Mexican Cartel Uses California National Park To Grow Pot, Kills Curious Hunters
A Mexican cartel converted a national forest in California into a favored marijuana garden and will kill hunters that accidentally wander into the illicit operation, according to a Thursday report by ABC 10 KXTV.
The ABC affiliate reports that a Mexican cartel has made its presence felt in the Plumas National Forest.
“What we encounter is a number of Mexican nationals or people not from the United States running the gardens,” Plumas County Sheriff Detective Chris Hendrickson says. Summer months are particularly perilous and busy for joint task forces that frequently shut down illegal marijuana ventures.
Cartels zealously guard their marijuana cultivation efforts with vicious pit bulls. Cattle rancher Mike Grubs told KXTV that a cartel with operations near his property “had pit bulls running free and they attacked two cows and bit their ears off.”

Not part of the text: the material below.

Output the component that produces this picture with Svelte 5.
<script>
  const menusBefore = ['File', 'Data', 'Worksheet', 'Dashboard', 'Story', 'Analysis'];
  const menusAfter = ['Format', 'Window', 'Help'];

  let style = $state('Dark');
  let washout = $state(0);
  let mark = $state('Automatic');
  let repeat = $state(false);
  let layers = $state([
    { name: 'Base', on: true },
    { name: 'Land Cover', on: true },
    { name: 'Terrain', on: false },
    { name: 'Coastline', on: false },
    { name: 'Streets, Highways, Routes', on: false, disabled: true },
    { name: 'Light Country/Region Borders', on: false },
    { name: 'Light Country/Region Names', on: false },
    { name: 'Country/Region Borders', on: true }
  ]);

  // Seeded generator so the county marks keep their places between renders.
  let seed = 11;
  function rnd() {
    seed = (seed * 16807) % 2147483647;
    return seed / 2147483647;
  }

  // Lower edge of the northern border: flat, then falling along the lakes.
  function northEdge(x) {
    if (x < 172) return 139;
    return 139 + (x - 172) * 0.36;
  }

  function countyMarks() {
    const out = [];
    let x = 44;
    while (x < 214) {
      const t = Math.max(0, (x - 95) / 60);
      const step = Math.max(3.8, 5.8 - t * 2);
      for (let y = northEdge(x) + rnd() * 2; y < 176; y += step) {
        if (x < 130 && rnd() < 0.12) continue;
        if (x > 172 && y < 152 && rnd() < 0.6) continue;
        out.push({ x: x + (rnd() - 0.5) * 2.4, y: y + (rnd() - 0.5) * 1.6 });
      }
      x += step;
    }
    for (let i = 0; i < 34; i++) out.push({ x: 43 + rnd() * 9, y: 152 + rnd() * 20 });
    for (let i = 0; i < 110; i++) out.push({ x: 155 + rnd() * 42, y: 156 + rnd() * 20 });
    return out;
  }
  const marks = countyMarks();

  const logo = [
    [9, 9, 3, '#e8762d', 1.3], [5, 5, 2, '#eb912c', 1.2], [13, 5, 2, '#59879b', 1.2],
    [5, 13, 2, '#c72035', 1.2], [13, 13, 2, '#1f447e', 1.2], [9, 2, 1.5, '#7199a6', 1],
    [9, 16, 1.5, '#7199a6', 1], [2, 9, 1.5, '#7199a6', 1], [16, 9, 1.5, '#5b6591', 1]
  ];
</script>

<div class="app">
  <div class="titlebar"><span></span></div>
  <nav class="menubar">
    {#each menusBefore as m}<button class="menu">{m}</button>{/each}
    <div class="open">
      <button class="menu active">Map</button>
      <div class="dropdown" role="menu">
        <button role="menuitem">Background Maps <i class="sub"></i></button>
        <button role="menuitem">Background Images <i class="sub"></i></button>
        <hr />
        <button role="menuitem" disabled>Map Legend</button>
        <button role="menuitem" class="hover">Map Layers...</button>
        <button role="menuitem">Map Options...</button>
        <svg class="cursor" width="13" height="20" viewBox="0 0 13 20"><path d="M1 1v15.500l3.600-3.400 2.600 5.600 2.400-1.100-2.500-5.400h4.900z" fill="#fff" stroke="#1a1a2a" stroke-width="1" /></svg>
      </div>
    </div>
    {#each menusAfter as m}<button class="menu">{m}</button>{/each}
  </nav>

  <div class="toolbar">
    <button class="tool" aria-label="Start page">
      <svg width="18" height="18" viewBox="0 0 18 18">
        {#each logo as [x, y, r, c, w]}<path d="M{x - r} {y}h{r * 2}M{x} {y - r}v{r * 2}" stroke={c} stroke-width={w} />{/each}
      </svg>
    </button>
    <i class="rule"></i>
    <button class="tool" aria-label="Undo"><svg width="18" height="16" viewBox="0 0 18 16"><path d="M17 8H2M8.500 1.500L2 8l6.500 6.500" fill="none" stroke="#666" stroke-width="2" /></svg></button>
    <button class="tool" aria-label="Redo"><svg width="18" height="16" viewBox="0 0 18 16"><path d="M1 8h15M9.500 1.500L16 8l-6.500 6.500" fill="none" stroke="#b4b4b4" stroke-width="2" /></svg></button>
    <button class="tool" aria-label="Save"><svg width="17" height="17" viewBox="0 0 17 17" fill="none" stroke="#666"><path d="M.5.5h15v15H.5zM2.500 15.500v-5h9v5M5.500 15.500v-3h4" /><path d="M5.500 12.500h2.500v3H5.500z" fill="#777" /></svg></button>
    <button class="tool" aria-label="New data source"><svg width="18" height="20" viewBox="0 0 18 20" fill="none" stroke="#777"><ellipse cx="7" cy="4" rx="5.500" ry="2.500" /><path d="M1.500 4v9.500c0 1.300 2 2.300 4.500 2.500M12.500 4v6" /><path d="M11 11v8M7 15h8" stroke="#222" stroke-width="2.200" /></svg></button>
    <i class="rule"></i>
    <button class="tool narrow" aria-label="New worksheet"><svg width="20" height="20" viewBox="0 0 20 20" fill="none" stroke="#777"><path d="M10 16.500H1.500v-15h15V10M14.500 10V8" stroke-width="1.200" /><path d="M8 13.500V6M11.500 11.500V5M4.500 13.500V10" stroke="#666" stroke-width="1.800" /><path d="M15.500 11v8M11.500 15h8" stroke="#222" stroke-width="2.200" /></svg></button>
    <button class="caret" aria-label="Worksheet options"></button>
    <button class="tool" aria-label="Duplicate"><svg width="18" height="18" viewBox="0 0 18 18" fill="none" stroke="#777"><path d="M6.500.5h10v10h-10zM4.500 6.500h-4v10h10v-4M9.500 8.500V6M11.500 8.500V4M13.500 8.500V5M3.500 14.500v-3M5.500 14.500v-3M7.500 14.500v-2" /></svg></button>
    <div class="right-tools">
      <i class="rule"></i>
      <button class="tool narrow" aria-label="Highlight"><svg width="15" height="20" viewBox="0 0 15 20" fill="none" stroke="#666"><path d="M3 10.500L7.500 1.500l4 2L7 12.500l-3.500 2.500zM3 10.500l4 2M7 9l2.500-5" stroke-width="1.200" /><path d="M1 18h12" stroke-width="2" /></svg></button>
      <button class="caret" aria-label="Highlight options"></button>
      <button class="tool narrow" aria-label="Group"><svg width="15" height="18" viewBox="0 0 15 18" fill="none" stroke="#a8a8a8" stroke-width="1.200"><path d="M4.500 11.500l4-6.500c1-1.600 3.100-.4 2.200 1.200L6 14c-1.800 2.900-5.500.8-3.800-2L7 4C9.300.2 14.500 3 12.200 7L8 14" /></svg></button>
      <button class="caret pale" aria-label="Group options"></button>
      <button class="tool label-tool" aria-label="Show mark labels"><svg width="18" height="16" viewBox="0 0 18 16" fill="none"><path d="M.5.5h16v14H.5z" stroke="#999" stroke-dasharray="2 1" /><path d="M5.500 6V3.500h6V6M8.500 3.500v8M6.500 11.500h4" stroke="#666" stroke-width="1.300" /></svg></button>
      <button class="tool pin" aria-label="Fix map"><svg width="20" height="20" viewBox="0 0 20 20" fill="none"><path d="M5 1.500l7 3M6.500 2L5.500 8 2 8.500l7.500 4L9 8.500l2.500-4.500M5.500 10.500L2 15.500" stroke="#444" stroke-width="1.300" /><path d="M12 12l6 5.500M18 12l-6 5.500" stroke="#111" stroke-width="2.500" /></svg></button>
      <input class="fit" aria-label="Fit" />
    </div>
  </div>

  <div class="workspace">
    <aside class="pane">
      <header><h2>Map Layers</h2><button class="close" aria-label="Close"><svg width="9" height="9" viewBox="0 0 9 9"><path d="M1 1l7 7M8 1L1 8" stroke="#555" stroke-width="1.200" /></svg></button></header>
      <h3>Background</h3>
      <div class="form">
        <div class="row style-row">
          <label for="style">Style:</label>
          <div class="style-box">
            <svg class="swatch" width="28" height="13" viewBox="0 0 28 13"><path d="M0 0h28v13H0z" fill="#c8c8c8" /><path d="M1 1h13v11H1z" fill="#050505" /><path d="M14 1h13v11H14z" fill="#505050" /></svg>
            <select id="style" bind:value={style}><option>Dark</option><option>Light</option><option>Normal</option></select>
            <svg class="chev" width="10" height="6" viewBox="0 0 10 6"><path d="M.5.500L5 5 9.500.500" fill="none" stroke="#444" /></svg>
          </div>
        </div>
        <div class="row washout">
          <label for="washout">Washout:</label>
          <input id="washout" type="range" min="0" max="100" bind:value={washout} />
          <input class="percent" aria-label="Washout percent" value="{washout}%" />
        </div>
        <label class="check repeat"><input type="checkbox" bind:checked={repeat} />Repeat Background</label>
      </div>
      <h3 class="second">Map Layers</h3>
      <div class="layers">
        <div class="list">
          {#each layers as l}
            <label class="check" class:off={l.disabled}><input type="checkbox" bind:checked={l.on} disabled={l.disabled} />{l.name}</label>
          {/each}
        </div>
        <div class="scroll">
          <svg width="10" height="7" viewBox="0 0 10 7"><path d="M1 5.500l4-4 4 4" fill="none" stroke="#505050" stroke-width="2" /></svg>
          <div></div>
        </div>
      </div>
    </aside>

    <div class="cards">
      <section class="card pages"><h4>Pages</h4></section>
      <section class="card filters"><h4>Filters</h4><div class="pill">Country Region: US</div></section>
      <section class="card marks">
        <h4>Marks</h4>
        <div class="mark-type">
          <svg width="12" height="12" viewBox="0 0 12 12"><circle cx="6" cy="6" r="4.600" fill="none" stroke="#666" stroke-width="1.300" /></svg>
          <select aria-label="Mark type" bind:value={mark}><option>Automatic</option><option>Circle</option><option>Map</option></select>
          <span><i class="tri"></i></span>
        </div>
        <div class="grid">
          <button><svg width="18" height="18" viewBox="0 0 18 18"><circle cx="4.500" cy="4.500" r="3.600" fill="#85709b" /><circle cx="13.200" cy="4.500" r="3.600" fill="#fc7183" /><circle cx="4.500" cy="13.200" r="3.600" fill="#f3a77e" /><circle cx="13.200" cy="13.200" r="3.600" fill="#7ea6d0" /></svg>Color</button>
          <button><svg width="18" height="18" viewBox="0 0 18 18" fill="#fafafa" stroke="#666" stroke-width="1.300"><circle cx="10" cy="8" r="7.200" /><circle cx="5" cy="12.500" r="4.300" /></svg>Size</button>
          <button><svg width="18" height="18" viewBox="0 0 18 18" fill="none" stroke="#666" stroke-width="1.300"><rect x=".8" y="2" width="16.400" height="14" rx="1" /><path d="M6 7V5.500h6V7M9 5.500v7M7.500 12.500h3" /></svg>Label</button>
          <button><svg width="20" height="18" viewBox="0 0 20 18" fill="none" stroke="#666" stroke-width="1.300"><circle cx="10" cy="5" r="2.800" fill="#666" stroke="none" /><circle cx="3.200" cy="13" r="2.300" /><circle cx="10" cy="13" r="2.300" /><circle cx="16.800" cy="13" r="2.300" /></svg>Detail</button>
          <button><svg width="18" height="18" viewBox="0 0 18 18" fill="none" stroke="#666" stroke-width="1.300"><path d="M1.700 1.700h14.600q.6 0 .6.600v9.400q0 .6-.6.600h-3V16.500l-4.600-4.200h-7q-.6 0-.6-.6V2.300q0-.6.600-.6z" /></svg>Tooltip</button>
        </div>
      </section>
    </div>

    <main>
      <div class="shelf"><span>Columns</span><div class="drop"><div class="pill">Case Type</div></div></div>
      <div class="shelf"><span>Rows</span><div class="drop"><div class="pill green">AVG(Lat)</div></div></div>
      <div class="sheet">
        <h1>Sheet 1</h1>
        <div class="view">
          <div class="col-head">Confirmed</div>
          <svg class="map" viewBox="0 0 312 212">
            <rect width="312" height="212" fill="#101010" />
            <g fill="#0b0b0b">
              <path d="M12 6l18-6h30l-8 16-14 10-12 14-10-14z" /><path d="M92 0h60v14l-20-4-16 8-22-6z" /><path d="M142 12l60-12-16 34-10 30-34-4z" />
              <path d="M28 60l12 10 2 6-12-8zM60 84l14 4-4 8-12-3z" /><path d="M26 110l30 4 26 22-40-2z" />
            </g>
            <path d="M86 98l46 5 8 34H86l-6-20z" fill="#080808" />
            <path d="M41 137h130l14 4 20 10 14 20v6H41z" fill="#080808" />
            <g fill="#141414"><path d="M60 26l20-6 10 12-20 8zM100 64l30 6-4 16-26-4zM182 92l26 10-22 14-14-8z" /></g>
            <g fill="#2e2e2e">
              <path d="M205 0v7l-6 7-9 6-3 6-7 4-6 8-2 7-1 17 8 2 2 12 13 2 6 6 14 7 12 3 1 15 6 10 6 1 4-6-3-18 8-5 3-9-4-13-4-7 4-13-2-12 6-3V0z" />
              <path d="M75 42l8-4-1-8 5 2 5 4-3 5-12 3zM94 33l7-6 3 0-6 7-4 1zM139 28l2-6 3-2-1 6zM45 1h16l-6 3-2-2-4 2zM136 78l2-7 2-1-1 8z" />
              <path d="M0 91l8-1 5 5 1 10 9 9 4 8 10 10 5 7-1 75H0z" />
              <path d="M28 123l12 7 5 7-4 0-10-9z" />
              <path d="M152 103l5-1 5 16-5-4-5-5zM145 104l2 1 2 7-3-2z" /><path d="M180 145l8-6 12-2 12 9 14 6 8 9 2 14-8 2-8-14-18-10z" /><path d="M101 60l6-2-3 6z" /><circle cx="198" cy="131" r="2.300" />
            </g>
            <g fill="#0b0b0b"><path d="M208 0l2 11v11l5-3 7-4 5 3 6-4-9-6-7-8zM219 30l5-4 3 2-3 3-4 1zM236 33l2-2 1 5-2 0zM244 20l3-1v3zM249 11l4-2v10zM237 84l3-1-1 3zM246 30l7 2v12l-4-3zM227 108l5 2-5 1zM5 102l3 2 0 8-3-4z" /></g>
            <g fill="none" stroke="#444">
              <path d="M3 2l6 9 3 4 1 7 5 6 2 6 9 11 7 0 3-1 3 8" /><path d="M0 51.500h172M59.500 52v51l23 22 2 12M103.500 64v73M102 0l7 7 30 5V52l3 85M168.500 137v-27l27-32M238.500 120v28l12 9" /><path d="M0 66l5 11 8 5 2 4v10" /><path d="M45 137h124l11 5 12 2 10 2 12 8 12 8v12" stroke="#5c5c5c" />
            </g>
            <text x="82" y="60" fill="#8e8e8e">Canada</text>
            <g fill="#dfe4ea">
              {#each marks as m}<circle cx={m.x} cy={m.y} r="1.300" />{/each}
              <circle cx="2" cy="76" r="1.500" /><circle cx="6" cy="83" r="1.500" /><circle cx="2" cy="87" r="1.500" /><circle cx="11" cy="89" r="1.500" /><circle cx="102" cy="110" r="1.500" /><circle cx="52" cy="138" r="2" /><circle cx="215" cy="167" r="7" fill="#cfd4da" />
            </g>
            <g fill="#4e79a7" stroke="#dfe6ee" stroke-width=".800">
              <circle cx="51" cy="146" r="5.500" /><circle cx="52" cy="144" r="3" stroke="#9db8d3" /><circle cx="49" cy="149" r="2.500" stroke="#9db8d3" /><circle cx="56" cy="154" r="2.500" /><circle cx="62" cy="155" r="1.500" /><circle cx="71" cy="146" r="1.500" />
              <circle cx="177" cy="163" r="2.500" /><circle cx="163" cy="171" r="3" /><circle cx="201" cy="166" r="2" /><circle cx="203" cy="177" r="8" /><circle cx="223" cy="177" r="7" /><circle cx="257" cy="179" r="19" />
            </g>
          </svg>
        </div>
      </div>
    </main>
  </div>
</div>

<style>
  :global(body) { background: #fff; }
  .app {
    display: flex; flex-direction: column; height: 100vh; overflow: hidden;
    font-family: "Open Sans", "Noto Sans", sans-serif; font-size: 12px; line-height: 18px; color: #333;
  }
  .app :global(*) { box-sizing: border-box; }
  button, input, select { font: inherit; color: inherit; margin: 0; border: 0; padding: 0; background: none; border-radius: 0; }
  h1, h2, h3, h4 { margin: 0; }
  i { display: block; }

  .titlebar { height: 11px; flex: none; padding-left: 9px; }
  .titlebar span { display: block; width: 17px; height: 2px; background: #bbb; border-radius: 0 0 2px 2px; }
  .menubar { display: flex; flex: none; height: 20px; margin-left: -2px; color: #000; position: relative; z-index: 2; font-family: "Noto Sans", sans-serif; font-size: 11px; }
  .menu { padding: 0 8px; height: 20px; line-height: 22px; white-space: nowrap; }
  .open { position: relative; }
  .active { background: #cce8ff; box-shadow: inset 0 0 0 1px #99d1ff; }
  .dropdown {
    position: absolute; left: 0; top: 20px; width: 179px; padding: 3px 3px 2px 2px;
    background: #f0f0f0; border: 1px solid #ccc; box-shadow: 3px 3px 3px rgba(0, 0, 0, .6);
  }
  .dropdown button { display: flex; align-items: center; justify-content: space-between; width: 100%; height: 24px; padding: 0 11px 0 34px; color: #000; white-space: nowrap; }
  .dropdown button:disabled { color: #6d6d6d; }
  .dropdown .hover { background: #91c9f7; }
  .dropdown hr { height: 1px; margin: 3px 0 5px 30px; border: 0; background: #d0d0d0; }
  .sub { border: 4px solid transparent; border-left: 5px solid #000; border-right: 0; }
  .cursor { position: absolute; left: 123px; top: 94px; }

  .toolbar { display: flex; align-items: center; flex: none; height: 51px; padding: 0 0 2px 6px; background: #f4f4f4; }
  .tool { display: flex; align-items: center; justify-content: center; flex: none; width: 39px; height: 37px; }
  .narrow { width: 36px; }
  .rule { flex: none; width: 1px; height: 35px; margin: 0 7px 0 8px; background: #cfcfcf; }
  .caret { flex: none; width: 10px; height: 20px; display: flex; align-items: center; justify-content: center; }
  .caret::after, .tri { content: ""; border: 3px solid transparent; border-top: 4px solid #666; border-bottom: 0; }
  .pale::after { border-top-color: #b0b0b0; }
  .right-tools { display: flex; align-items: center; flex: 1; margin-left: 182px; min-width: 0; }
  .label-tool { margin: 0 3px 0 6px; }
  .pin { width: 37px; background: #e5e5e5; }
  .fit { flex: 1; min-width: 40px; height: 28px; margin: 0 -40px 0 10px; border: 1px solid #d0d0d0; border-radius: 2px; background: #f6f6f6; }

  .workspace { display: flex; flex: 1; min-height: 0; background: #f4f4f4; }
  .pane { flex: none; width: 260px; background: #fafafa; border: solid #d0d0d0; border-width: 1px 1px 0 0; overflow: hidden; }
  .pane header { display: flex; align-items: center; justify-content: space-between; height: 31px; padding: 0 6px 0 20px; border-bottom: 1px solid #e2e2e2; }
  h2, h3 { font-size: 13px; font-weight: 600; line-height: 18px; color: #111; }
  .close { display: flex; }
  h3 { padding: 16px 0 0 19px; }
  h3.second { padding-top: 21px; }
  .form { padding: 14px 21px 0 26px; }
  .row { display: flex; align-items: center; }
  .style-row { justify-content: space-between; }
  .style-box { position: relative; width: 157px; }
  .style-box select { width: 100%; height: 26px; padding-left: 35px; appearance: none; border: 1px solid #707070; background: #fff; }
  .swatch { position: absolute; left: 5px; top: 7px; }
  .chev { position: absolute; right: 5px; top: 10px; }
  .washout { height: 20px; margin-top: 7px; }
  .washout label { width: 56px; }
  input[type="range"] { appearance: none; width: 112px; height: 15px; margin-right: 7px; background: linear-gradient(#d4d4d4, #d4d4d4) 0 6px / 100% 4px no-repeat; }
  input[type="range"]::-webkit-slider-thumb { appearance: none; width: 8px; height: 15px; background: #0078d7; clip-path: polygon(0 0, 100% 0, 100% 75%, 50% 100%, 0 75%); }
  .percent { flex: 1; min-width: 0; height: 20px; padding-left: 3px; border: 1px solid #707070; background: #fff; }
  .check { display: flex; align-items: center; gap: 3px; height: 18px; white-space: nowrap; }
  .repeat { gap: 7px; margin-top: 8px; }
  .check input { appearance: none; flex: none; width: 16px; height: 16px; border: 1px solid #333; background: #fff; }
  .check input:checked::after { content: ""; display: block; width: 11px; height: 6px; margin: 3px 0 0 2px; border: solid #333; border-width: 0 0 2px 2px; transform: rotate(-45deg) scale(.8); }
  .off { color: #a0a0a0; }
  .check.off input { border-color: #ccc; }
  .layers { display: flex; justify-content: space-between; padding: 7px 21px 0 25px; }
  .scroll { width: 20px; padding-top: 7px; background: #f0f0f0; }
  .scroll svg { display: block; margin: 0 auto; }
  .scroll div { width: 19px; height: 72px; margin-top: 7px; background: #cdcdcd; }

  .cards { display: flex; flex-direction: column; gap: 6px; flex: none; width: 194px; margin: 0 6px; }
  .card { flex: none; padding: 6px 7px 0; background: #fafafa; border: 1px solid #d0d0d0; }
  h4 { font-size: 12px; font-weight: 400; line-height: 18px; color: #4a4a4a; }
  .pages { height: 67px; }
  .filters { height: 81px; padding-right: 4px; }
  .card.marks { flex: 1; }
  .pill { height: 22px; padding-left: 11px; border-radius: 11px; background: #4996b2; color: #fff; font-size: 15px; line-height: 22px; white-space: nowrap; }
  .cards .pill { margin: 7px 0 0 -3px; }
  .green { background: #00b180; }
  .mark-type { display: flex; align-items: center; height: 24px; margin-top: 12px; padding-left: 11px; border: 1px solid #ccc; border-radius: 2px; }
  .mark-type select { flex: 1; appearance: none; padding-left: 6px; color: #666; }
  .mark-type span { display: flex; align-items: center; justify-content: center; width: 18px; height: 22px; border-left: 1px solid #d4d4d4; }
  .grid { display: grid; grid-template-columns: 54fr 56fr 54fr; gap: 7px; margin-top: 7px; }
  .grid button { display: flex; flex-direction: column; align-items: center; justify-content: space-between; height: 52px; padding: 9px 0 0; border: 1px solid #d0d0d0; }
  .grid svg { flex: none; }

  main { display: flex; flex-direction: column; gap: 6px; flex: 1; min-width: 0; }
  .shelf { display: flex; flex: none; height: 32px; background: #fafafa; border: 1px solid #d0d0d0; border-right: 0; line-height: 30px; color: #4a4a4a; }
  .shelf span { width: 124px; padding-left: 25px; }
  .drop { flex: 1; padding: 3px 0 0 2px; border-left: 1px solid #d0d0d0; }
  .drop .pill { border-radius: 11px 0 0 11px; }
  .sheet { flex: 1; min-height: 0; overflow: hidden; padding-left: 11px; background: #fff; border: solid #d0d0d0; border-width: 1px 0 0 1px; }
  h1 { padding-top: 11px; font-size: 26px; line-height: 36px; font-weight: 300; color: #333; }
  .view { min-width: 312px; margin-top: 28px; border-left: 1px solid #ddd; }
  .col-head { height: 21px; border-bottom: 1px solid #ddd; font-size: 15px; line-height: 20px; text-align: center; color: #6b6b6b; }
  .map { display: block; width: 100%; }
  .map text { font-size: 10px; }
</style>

While Hendrickson noted more bloody instances: “We had instances where hunters were walking in the fields and killed and bodies found later.”
The sheriff detective explained the cartel’s tactics and that some Mexicans involved “are out here for 3 or 4 months and are promised $10,000 or $20,000 to grow.” The narcotics task force that leads operations against this sort of cartel activity at the Plumas National Forest consists of the National Guard, Forest Service Rangers, and County Deputies.
The problems caused by Mexican cartels in the area have been ongoing for years. Back in June of 2015, Forest Service Rangers along with Plumas County authorities got their hands on 7,700 marijuana plants, which according to local Sheriff Greg Hagwood, are likely linked to a Mexican cartel.
California residents will vote to legalize recreational use of the drug in their state, known as Proposition 64, in November. Former Facebook president and billionaire Sean Parker has given $2.5 million towards the effort for legalizing the narcotic.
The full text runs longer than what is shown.